Certain words used regardless of their true meaning, like “a shockwave through the world of finance/politics/the party”, and empty, meaningless clichés like “in turmoil” or “shrouded in mystery”; quotation marks used when no one actually said the words in question; the sidebar of shame, i.e. the right-hand column of online newspapers that contains articles devoid of any real content, clickbait pieces that destroy the paper’s reputation – precisely, the gallery with a kitten that meows Jingle Bells, the video with the stupidest own goals of all time, and the never-ending piece of spaghetti aiming to break a world record.

 

What has he learned from his job?

“Striving to do things well can change yourself and others” is his mantra – a maxim that holds true even outside the workplace.

 

What is the most common phrase that he repeats to his editorial staff?

Keep the bar high when it comes to quality. Reiterating the concept that things have to be done well.

 

What can you do to prepare yourself for meeting him?

In addition to his articles, read some of Il Post’s rules. One: try to be as reliable as possible. Two: explain yourself clearly. Three: don’t be afraid to point out and promote the best content, even if it means acknowledging the good work of your rivals. Four: talk like you eat, which doesn’t mean expressing yourself sloppily, but using clear language. Five: learn to be flexible.

 

The Master of Biennio 2016-2018 was Ezio Mauro. He’s a journalist, and he was the chief editor of the Italian newspapers La Stampa, from 1992 to 1996, and La Repubblica from 1996 to 2016.

The Master of 2017-2019 is Marco Damilano, a political journalist and a lobby correspondent. He’s director at the magazine L’Espresso. In Italy, he’s also known for his speeches during the TV show Propaganda Live.

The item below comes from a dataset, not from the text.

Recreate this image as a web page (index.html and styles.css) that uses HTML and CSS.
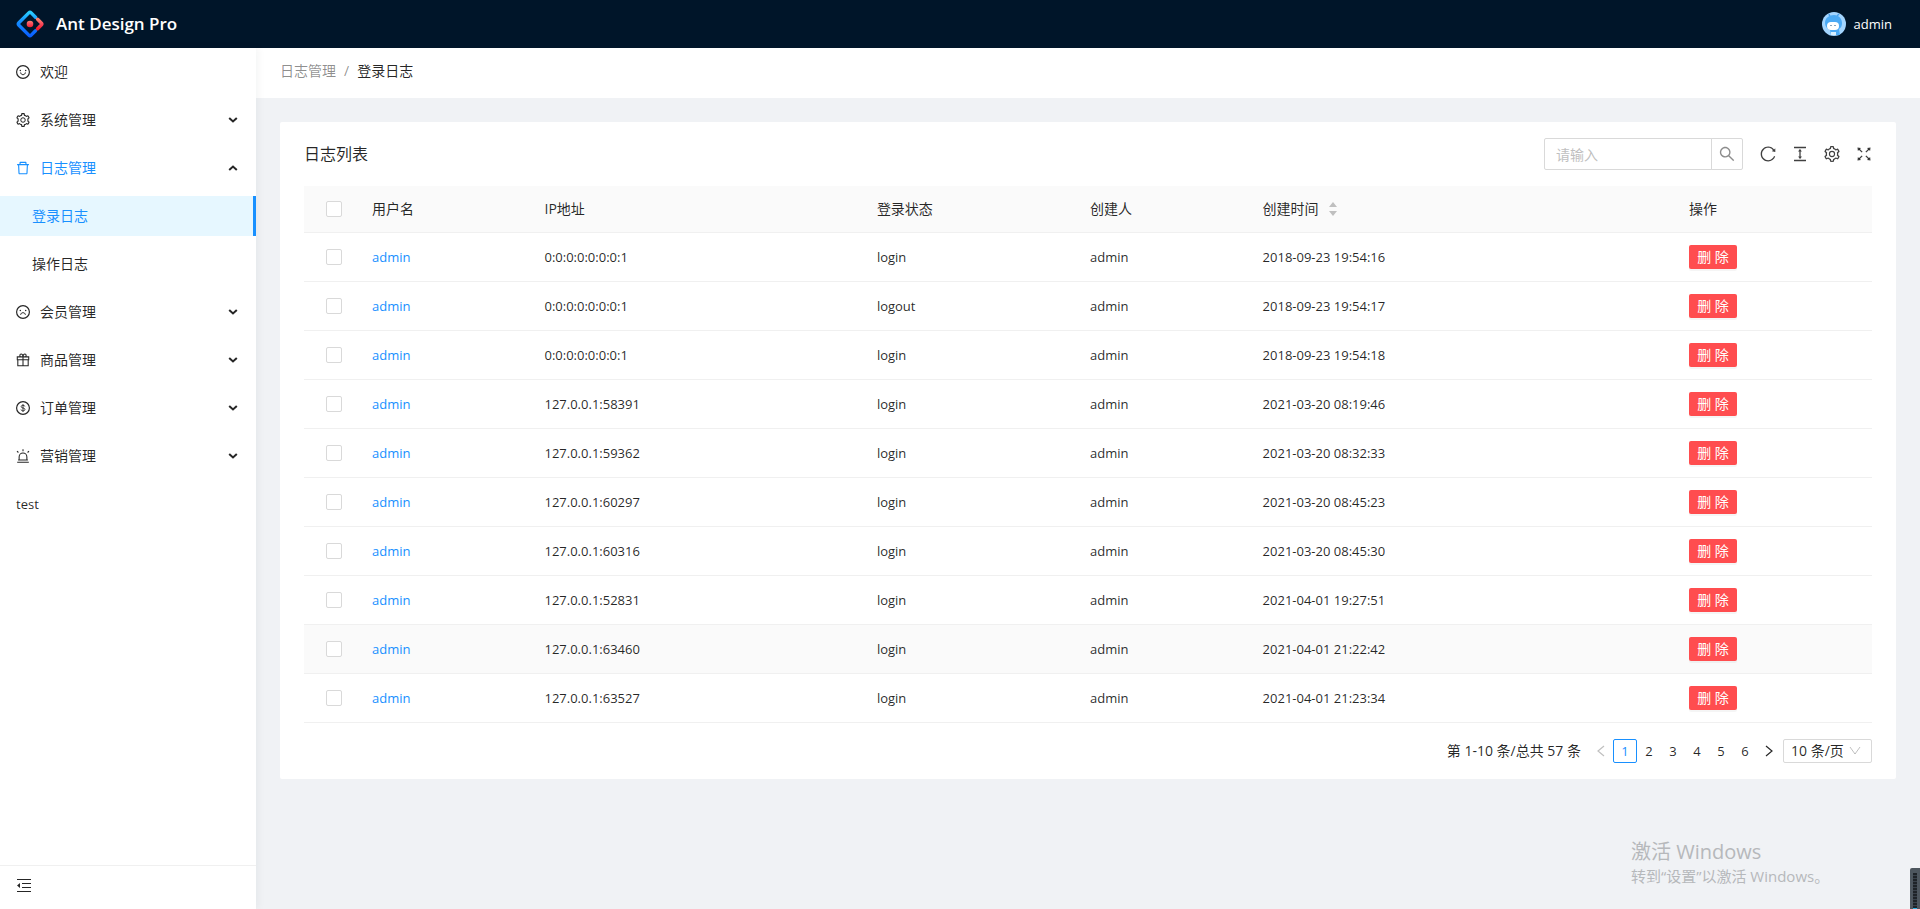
FILE: index.html
```html
<!DOCTYPE html>
<html lang="zh-CN">
<head>
<meta charset="utf-8">
<title>登录日志 - Ant Design Pro</title>
<link rel="stylesheet" href="styles.css">
</head>
<body>
<svg class="defs" aria-hidden="true">
  <defs>
    <linearGradient id="blue" x1="0" y1="0" x2="0" y2="1"><stop offset="0" stop-color="#29cdff"/><stop offset="0.4" stop-color="#148eff"/><stop offset="1" stop-color="#0a60ff"/></linearGradient>
    <linearGradient id="red" x1="0" y1="0" x2="0" y2="1"><stop offset="0" stop-color="#fa816e"/><stop offset="0.5" stop-color="#f74a5c"/><stop offset="1" stop-color="#f51d2c"/></linearGradient>
    <symbol id="smile" viewBox="64 64 896 896"><circle cx="512" cy="512" r="410" fill="none" stroke="currentColor" stroke-width="76"/><circle cx="340" cy="420" r="48"/><circle cx="684" cy="420" r="48"/><path d="M360 540c8 90 72 144 152 144s144-54 152-144" fill="none" stroke="currentColor" stroke-width="64"/></symbol>
    <symbol id="frown" viewBox="64 64 896 896"><circle cx="512" cy="512" r="410" fill="none" stroke="currentColor" stroke-width="76"/><circle cx="340" cy="420" r="48"/><circle cx="684" cy="420" r="48"/><path d="M360 690c8-90 72-132 152-132s144 42 152 132" fill="none" stroke="currentColor" stroke-width="64"/></symbol>
    <symbol id="dollar" viewBox="64 64 896 896"><circle cx="512" cy="512" r="410" fill="none" stroke="currentColor" stroke-width="76"/><path d="M630 415c-8-52-52-82-118-82-70 0-117 34-117 88 0 50 34 72 117 90 90 20 124 44 124 94 0 58-48 92-124 92-72 0-122-34-128-90M512 270v486" fill="none" stroke="currentColor" stroke-width="54"/></symbol>
    <symbol id="gift" viewBox="64 64 896 896"><path d="M146 310h732v180H146zM180 490v386h664V490M512 310v566M512 306c-12-130-60-178-120-178-102 0-114 178 0 178M512 306c12-130 60-178 120-178 102 0 114 178 0 178" fill="none" stroke="currentColor" stroke-width="68"/></symbol>
    <symbol id="alert" viewBox="64 64 896 896"><path d="M264 770V568c0-137 111-248 248-248s248 111 248 248v202M140 916h744M200 770h624M512 84v120M128 198l90 90M896 198l-90 90" fill="none" stroke="currentColor" stroke-width="68"/></symbol>
    <symbol id="delete" viewBox="64 64 896 896"><path d="M360 184h304v72h72v-80c0-35.300-28.700-64-64-64H352c-35.300 0-64 28.700-64 64v80h72v-72zm504 72H160c-17.700 0-32 14.300-32 32v32c0 4.400 3.600 8 8 8h60.400l24.700 523c1.600 34.100 29.800 61 63.900 61h454c34.200 0 62.300-26.800 63.900-61l24.700-523H888c4.400 0 8-3.600 8-8v-32c0-17.700-14.300-32-32-32zM731.300 840H292.700l-24.200-512h487l-24.200 512z"/></symbol>
    <symbol id="setting" viewBox="64 64 896 896"><path d="M924.8 625.7l-65.5-56c3.1-19 4.7-38.4 4.7-57.8s-1.6-38.8-4.7-57.8l65.5-56a32.03 32.03 0 009.3-35.2l-.9-2.6a443.74 443.74 0 00-79.7-137.9l-1.800-2.100a32.120 32.120 0 00-35.100-9.500l-81.300 28.900c-30-24.600-63.500-44-99.700-57.600l-15.700-85a32.050 32.050 0 00-25.800-25.700l-2.700-.5c-52.100-9.400-106.900-9.400-159 0l-2.700.5a32.050 32.050 0 00-25.800 25.700l-15.800 85.400a351.860 351.860 0 00-99 57.400l-81.900-29.100a32 32 0 00-35.100 9.500l-1.800 2.100a446.020 446.020 0 00-79.700 137.900l-.9 2.600c-4.500 12.500-.8 26.500 9.300 35.200l66.300 56.600c-3.100 18.800-4.600 38-4.600 57.100 0 19.200 1.500 38.400 4.600 57.100L99 625.500a32.030 32.030 0 00-9.300 35.200l.9 2.600c18.100 50.400 44.900 96.900 79.700 137.900l1.800 2.100a32.120 32.120 0 0035.100 9.500l81.900-29.100c29.800 24.500 63.100 43.900 99 57.400l15.800 85.400a32.050 32.050 0 0025.800 25.700l2.700.5a449.400 449.400 0 00159 0l2.700-.5a32.050 32.050 0 0025.800-25.700l15.700-85a350 350 0 0099.700-57.600l81.300 28.900a32 32 0 0035.100-9.500l1.800-2.100c34.800-41.100 61.600-87.500 79.700-137.900l.9-2.600c4.500-12.300.8-26.300-9.300-35zM788.300 465.900c2.500 15.100 3.800 30.600 3.800 46.100s-1.300 31-3.800 46.100l-6.600 40.100 74.700 63.900a370.030 370.030 0 01-42.600 73.600L721 702.800l-31.400 25.800c-23.900 19.600-50.500 35-79.300 45.800l-38.100 14.300-17.900 97a377.500 377.500 0 01-85 0l-17.900-97.200-37.800-14.500c-28.500-10.800-55-26.200-78.700-45.700l-31.400-25.900-93.400 33.200c-17-22.900-31.200-47.600-42.600-73.600l75.500-64.500-6.500-40c-2.400-14.900-3.700-30.300-3.700-45.500 0-15.300 1.200-30.600 3.700-45.500l6.500-40-75.500-64.500c11.300-26.100 25.600-50.700 42.600-73.600l93.400 33.200 31.400-25.900c23.700-19.500 50.200-34.900 78.700-45.700l37.900-14.300 17.900-97.200c28.100-3.200 56.800-3.200 85 0l17.900 97 38.100 14.300c28.700 10.800 55.400 26.200 79.300 45.800l31.400 25.800 92.800-32.900c17 22.900 31.200 47.600 42.600 73.600L781.800 426l6.500 39.900z"/><circle cx="512" cy="512" r="144" fill="none" stroke="currentColor" stroke-width="64"/></symbol>
    <symbol id="search" viewBox="64 64 896 896"><path d="M909.6 854.5L649.9 594.8C690.2 542.7 712 479 712 412c0-80.2-31.3-155.4-87.9-212.1-56.6-56.7-132-87.9-212.1-87.9s-155.5 31.3-212.1 87.9C143.2 256.5 112 331.8 112 412c0 80.1 31.3 155.500 87.900 212.100C256.500 680.800 331.800 712 412 712c67 0 130.600-21.800 182.700-62l259.700 259.600a8.200 8.200 0 0011.600 0l43.600-43.500a8.200 8.200 0 000-11.600zM570.400 570.400C528 612.700 471.800 636 412 636s-116-23.300-158.400-65.600C211.300 528 188 471.800 188 412s23.300-116.100 65.600-158.400C296 211.300 352.200 188 412 188s116.100 23.200 158.400 65.600S636 352.200 636 412s-23.300 116.100-65.600 158.400z"/></symbol>
    <symbol id="reload" viewBox="64 64 896 896"><path d="M909.1 209.3l-56.4 44.1C775.8 155.1 656.2 92 521.9 92 290 92 102.3 279.5 102 511.5 101.7 743.7 289.8 932 521.9 932c181.3 0 335.8-115 394.6-276.1 1.5-4.2-.7-8.9-4.9-10.3l-56.7-19.5a8 8 0 00-10.1 4.8c-1.8 5-3.8 10-5.9 14.9-17.3 41-42.1 77.8-73.7 109.4A344.77 344.77 0 01655.9 829c-42.3 17.9-87.4 27-133.8 27-46.5 0-91.5-9.1-133.8-27A341.5 341.5 0 01279 755.2a342.16 342.16 0 01-73.7-109.4c-17.9-42.4-27-87.4-27-133.9s9.1-91.5 27-133.9c17.3-41 42.1-77.8 73.7-109.4 31.6-31.6 68.4-56.4 109.3-73.8 42.3-17.9 87.4-27 133.8-27 46.5 0 91.5 9.1 133.8 27a341.5 341.5 0 01109.3 73.8c9.9 9.9 19.2 20.4 27.8 31.4l-60.2 47a8 8 0 003 14.1l175.6 43c5 1.200 9.900-2.600 9.900-7.700l.8-180.900c-.1-6.600-7.800-10.300-13-6.200z"/></symbol>
    <symbol id="density" viewBox="64 64 896 896"><path d="M840 836H184c-4.4 0-8 3.6-8 8v60c0 4.4 3.6 8 8 8h656c4.4 0 8-3.6 8-8v-60c0-4.4-3.6-8-8-8zm0-724H184c-4.4 0-8 3.6-8 8v60c0 4.4 3.6 8 8 8h656c4.4 0 8-3.6 8-8v-60c0-4.4-3.6-8-8-8zM610.8 378c6 0 9.4-7 5.7-11.7L515.7 238.7a7.14 7.14 0 00-11.3 0L403.6 366.3a7.23 7.23 0 005.7 11.7H476v268h-62.8c-6 0-9.4 7-5.7 11.7l100.8 127.5c2.9 3.7 8.5 3.7 11.3 0l100.8-127.500c3.700-4.700.4-11.700-5.700-11.700H548V378h62.800z"/></symbol>
    <symbol id="fullscreen" viewBox="64 64 896 896"><path d="M230 230l178 178M794 230L616 408M230 794l178-178M794 794L616 616" fill="none" stroke="currentColor" stroke-width="72"/><path d="M146 146l200 24-176 176zM878 146l-200 24 176 176zM146 878l200-24-176-176zM878 878l-200-24 176-176z"/></symbol>
    <symbol id="fold" viewBox="0 0 16 16"><path d="M1 1h14v1H1zM6 5h9v1H6zM6 9h9v1H6zM1 13h14v1H1zM4 5v5L1 7.500z"/></symbol>
    <symbol id="down" viewBox="0 0 10 6"><path d="M1.200 1L5 4.500 8.800 1" fill="none" stroke="currentColor" stroke-width="2"/></symbol>
    <symbol id="thin-down" viewBox="0 0 12 12"><path d="M1 2l5 7 5-7" fill="none" stroke="currentColor"/></symbol>
    <symbol id="angle" viewBox="0 0 12 12"><path d="M3 1l6 5-6 5" fill="none" stroke="currentColor" stroke-width="1.200"/></symbol>
  </defs>
</svg>

<header class="topbar">
  <a class="brand" href="#">
    <svg class="logo" viewBox="0 0 28 28" aria-hidden="true">
      <path fill="none" d="M19.500 7.200L15.200 2.900a1.700 1.700 0 0 0-2.400 0L2.900 12.800a1.700 1.700 0 0 0 0 2.400l9.900 9.900a1.700 1.700 0 0 0 2.400 0l4.300-4.300" stroke="url(#blue)" stroke-width="3.400" stroke-linecap="round"/>
      <path fill="none" d="M21.600 9.300l3.900 3.900a1.200 1.200 0 0 1 0 1.600l-3.900 3.900" stroke="url(#red)" stroke-width="3.400" stroke-linecap="round"/>
      <circle cx="14" cy="14" r="3.300" fill="url(#red)"/>
    </svg>
    <span>Ant Design Pro</span>
  </a>
  <button class="account" type="button">
    <svg class="avatar" viewBox="0 0 24 24" aria-hidden="true">
      <circle cx="12" cy="12" r="12" fill="#a3d5ff"/>
      <path d="M8 5L7 2M15 4l2-2" stroke="#4a9fe8" stroke-width="1.400"/>
      <path d="M12 3c5 0 8 4 8 8 0 3-1 5-3 6l1 6H9l-1-5c-3-1-5-4-5-7 0-5 4-8 9-8z" fill="#4baaf5"/>
      <rect x="5" y="10" width="12" height="8" rx="4" fill="#fff"/>
      <path d="M8 13l1 1 1-1M12 13l1 1 1-1" stroke="#8ba5bd" fill="none"/>
      <path d="M9 20h5v3H9z" fill="#d7efff"/>
    </svg>
    <span class="latin">admin</span>
  </button>
</header>

<div class="layout">
  <aside class="sider">
    <nav class="menu">
      <a class="item" href="#"><svg class="ico"><use href="#smile"/></svg><span>欢迎</span></a>
      <a class="item" href="#"><svg class="ico"><use href="#setting"/></svg><span>系统管理</span><svg class="arrow"><use href="#down"/></svg></a>
      <a class="item open" href="#"><svg class="ico"><use href="#delete"/></svg><span>日志管理</span><svg class="arrow up"><use href="#down"/></svg></a>
      <a class="item sub selected" href="#"><span>登录日志</span></a>
      <a class="item sub" href="#"><span>操作日志</span></a>
      <a class="item" href="#"><svg class="ico"><use href="#frown"/></svg><span>会员管理</span><svg class="arrow"><use href="#down"/></svg></a>
      <a class="item" href="#"><svg class="ico"><use href="#gift"/></svg><span>商品管理</span><svg class="arrow"><use href="#down"/></svg></a>
      <a class="item" href="#"><svg class="ico"><use href="#dollar"/></svg><span>订单管理</span><svg class="arrow"><use href="#down"/></svg></a>
      <a class="item" href="#"><svg class="ico"><use href="#alert"/></svg><span>营销管理</span><svg class="arrow"><use href="#down"/></svg></a>
      <a class="item" href="#"><span class="latin">test</span></a>
    </nav>
    <div class="collapse"><button type="button" aria-label="收起菜单"><svg class="tool-ico"><use href="#fold"/></svg></button></div>
  </aside>

  <div class="main">
    <nav class="breadcrumb"><a href="#">日志管理</a><span class="slash">/</span><span class="current">登录日志</span></nav>

    <main class="card">
      <div class="toolbar">
        <h1>日志列表</h1>
        <form class="search">
          <input type="text" placeholder="请输入" aria-label="请输入">
          <button type="button" aria-label="搜索"><svg><use href="#search"/></svg></button>
        </form>
        <div class="tools">
          <button type="button" aria-label="刷新"><svg class="tool-ico"><use href="#reload"/></svg></button>
          <button type="button" aria-label="密度"><svg class="tool-ico"><use href="#density"/></svg></button>
          <button type="button" aria-label="列设置"><svg class="tool-ico"><use href="#setting"/></svg></button>
          <button type="button" aria-label="全屏"><svg class="tool-ico"><use href="#fullscreen"/></svg></button>
        </div>
      </div>

      <table>
        <colgroup><col class="c-check"><col class="c-short"><col class="c-ip"><col class="c-status"><col class="c-short"><col class="c-time"><col></colgroup>
        <thead>
          <tr><th class="check"><input type="checkbox" aria-label="全选"></th><th>用户名</th><th>IP地址</th><th>登录状态</th><th>创建人</th><th><span class="sortable">创建时间<svg class="sorter" viewBox="0 0 8 14"><path d="M0 5l4-5 4 5zM0 9h8l-4 5z"/></svg></span></th><th>操作</th></tr>
        </thead>
        <tbody>
          <tr><td class="check"><input type="checkbox" aria-label="选择第1行"></td><td><a href="#">admin</a></td><td>0:0:0:0:0:0:0:1</td><td>login</td><td>admin</td><td>2018-09-23 19:54:16</td><td><button class="danger" type="button">删 除</button></td></tr>
          <tr><td class="check"><input type="checkbox" aria-label="选择第2行"></td><td><a href="#">admin</a></td><td>0:0:0:0:0:0:0:1</td><td>logout</td><td>admin</td><td>2018-09-23 19:54:17</td><td><button class="danger" type="button">删 除</button></td></tr>
          <tr><td class="check"><input type="checkbox" aria-label="选择第3行"></td><td><a href="#">admin</a></td><td>0:0:0:0:0:0:0:1</td><td>login</td><td>admin</td><td>2018-09-23 19:54:18</td><td><button class="danger" type="button">删 除</button></td></tr>
          <tr><td class="check"><input type="checkbox" aria-label="选择第4行"></td><td><a href="#">admin</a></td><td>127.0.0.1:58391</td><td>login</td><td>admin</td><td>2021-03-20 08:19:46</td><td><button class="danger" type="button">删 除</button></td></tr>
          <tr><td class="check"><input type="checkbox" aria-label="选择第5行"></td><td><a href="#">admin</a></td><td>127.0.0.1:59362</td><td>login</td><td>admin</td><td>2021-03-20 08:32:33</td><td><button class="danger" type="button">删 除</button></td></tr>
          <tr><td class="check"><input type="checkbox" aria-label="选择第6行"></td><td><a href="#">admin</a></td><td>127.0.0.1:60297</td><td>login</td><td>admin</td><td>2021-03-20 08:45:23</td><td><button class="danger" type="button">删 除</button></td></tr>
          <tr><td class="check"><input type="checkbox" aria-label="选择第7行"></td><td><a href="#">admin</a></td><td>127.0.0.1:60316</td><td>login</td><td>admin</td><td>2021-03-20 08:45:30</td><td><button class="danger" type="button">删 除</button></td></tr>
          <tr><td class="check"><input type="checkbox" aria-label="选择第8行"></td><td><a href="#">admin</a></td><td>127.0.0.1:52831</td><td>login</td><td>admin</td><td>2021-04-01 19:27:51</td><td><button class="danger" type="button">删 除</button></td></tr>
          <tr class="hover"><td class="check"><input type="checkbox" aria-label="选择第9行"></td><td><a href="#">admin</a></td><td>127.0.0.1:63460</td><td>login</td><td>admin</td><td>2021-04-01 21:22:42</td><td><button class="danger" type="button">删 除</button></td></tr>
          <tr><td class="check"><input type="checkbox" aria-label="选择第10行"></td><td><a href="#">admin</a></td><td>127.0.0.1:63527</td><td>login</td><td>admin</td><td>2021-04-01 21:23:34</td><td><button class="danger" type="button">删 除</button></td></tr>
        </tbody>
      </table>

      <div class="pagination">
        <span class="total">第 1-10 条/总共 57 条</span>
        <button class="page prev" type="button" aria-label="上一页" disabled><svg><use href="#angle"/></svg></button>
        <button class="page active" type="button">1</button>
        <button class="page" type="button">2</button>
        <button class="page" type="button">3</button>
        <button class="page" type="button">4</button>
        <button class="page" type="button">5</button>
        <button class="page" type="button">6</button>
        <button class="page" type="button" aria-label="下一页"><svg><use href="#angle"/></svg></button>
        <div class="size">
          <select aria-label="每页条数"><option>10 条/页</option><option>20 条/页</option><option>50 条/页</option></select>
          <svg><use href="#thin-down"/></svg>
        </div>
      </div>
    </main>
  </div>
</div>

<div class="watermark"><p class="wm-title">激活 Windows</p><p>转到“设置”以激活 Windows。</p></div>
<div class="widget"><div class="widget-slot"></div></div>
</body>
</html>
```

FILE: styles.css
```css
* { box-sizing: border-box; }

body {
  margin: 0;
  min-height: 100vh;
  display: flex;
  flex-direction: column;
  background: #f0f2f5;
  color: rgba(0, 0, 0, 0.85);
  font: 14px/22px "Open Sans", "Noto Sans CJK SC", sans-serif;
  overflow: hidden;
}

a { color: inherit; text-decoration: none; }
svg { fill: currentColor; flex: none; }
p, h1 { margin: 0; }

button {
  padding: 0;
  border: 0;
  background: none;
  color: inherit;
  font: inherit;
  cursor: pointer;
}

.defs { position: absolute; width: 0; height: 0; }
.latin { font-size: 13px; }

/* Top bar */
.topbar {
  display: flex;
  justify-content: space-between;
  align-items: center;
  height: 48px;
  padding: 0 16px;
  background: #001529;
  color: #fff;
}

.brand {
  display: flex;
  align-items: center;
  gap: 12px;
  font-size: 17px;
  font-weight: 600;
}

.logo { width: 28px; height: 28px; }

.account { display: flex; align-items: center; gap: 8px; padding: 0 12px; }
.avatar { width: 24px; height: 24px; }

/* Side menu */
.layout { display: flex; flex: 1; }

.sider {
  position: relative;
  display: flex;
  flex-direction: column;
  width: 256px;
  flex: none;
  background: #fff;
  box-shadow: 2px 0 8px rgba(29, 35, 41, 0.05);
}

.menu { flex: 1; padding-top: 4px; }

.item {
  display: flex;
  align-items: center;
  gap: 10px;
  height: 40px;
  margin-bottom: 8px;
  padding: 0 18px 0 16px;
}

.ico { width: 14px; height: 14px; }
.arrow { width: 10px; height: 6px; margin-left: auto; color: rgba(0, 0, 0, 0.85); }
.up { transform: rotate(180deg); }
.open { color: #1890ff; }
.sub { padding-left: 32px; }

.selected {
  background: #e6f7ff;
  border-right: 3px solid #1890ff;
  color: #1890ff;
}

.collapse {
  display: flex;
  align-items: center;
  height: 44px;
  padding: 0 16px;
  padding-bottom: 4px;
  border-top: 1px solid #f0f0f0;
}

.collapse button { display: flex; }
.tool-ico { width: 16px; height: 16px; }

/* Content */
.main { flex: 1; min-width: 0; }

.breadcrumb {
  height: 50px;
  padding: 12px 24px;
  background: #fff;
  color: rgba(0, 0, 0, 0.45);
}

.slash { margin: 0 8px; }
.current { color: rgba(0, 0, 0, 0.85); }

.card {
  margin: 24px;
  padding: 0 24px 16px;
  background: #fff;
  border-radius: 2px;
}

.toolbar { display: flex; align-items: center; height: 64px; gap: 17px; }
.toolbar h1 { margin-right: auto; font-size: 16px; font-weight: 400; }

.search { display: flex; }

.search input {
  width: 168px;
  height: 32px;
  padding: 0 11px;
  border: 1px solid #d9d9d9;
  border-radius: 2px 0 0 2px;
  font: inherit;
}

.search input::placeholder { color: #bfbfbf; }

.search button {
  display: flex;
  align-items: center;
  justify-content: center;
  width: 32px;
  height: 32px;
  margin-left: -1px;
  border: 1px solid #d9d9d9;
  border-radius: 0 2px 2px 0;
  color: rgba(0, 0, 0, 0.45);
}

.search svg { width: 16px; height: 16px; }

.tools { display: flex; gap: 16px; color: rgba(0, 0, 0, 0.75); }
.tools button { display: flex; }

/* Table */
table { width: 100%; table-layout: fixed; border-collapse: separate; border-spacing: 0; }
.c-check { width: 60px; }
.c-short { width: 11%; }
.c-ip { width: 21.2%; }
.c-status { width: 13.6%; }
.c-time { width: 27.2%; }

th, td {
  height: 49px;
  padding: 0 8px;
  border-bottom: 1px solid #f0f0f0;
  text-align: left;
  vertical-align: middle;
}

th { height: 47px; background: #fafafa; font-weight: 400; }
td { font-size: 13px; }
td a { color: #1890ff; }
.check { text-align: center; }
.hover td { background: #fafafa; }

input[type="checkbox"] {
  appearance: none;
  display: block;
  width: 16px;
  height: 16px;
  margin: 0 auto;
  border: 1px solid #d9d9d9;
  border-radius: 2px;
  background: #fff;
}

.sortable { display: flex; align-items: center; gap: 10px; }
.sorter { width: 8px; height: 14px; color: #bfbfbf; }

.danger {
  display: block;
  width: 48px;
  height: 24px;
  border-radius: 2px;
  background: #ff4d4f;
  box-shadow: 0 2px 0 rgba(0, 0, 0, 0.04);
  color: #fff;
  font-size: 14px;
}

/* Pagination */
.pagination { display: flex; justify-content: flex-end; align-items: center; margin-top: 16px; }
.total { margin-right: 8px; }

.page {
  display: flex;
  align-items: center;
  justify-content: center;
  width: 24px;
  height: 24px;
  border-radius: 2px;
  font-size: 13px;
}

.page svg { width: 12px; height: 12px; }
.prev { color: rgba(0, 0, 0, 0.25); }
.prev svg { transform: rotate(180deg); }
.active { border: 1px solid #1890ff; color: #1890ff; }

.size { position: relative; margin-left: 2px; }

.size select {
  appearance: none;
  display: block;
  width: 89px;
  height: 24px;
  padding: 0 7px;
  border: 1px solid #d9d9d9;
  border-radius: 2px;
  background: #fff;
  color: inherit;
  font: inherit;
}

.size svg {
  position: absolute;
  right: 11px;
  top: 6px;
  width: 12px;
  height: 12px;
  color: rgba(0, 0, 0, 0.25);
  pointer-events: none;
}

/* Desktop overlays */
.watermark {
  position: absolute;
  right: 92px;
  bottom: 22px;
  width: 197px;
  color: #b6b8bb;
  font-size: 15px;
  white-space: nowrap;
}

.wm-title { font-size: 20px; line-height: 26px; }

.widget {
  position: absolute;
  right: 0;
  bottom: 0;
  width: 10px;
  height: 41px;
  padding: 5px 3px 0;
  border-radius: 2px 0 0 0;
  background: #4d565e;
}

.widget-slot {
  height: 36px;
  border-bottom: 1px solid #2fb4e8;
  background: repeating-linear-gradient(#1e2328 0 2px, #39414a 2px 3px);
}
```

Here’s a list of people who dropped by College Reporting during the last school years: Riccardo Luna, Evgeny Morozov, Michele Serra, Alec Ash, Gabriele Del Grande, Gianluigi Nuzzi, Diego Piacentini, Luke Schiller, Marina Petrillo, Tiziana Lo Porto, Alessandro Lostia, Enrico Mentana, Emilio Casalini, Francesco Jodice, Valerio Spada, Alina Marazzi, Daniele Scaglione, Federico Rampini, Martino Gozzi, Philip Gourevitch.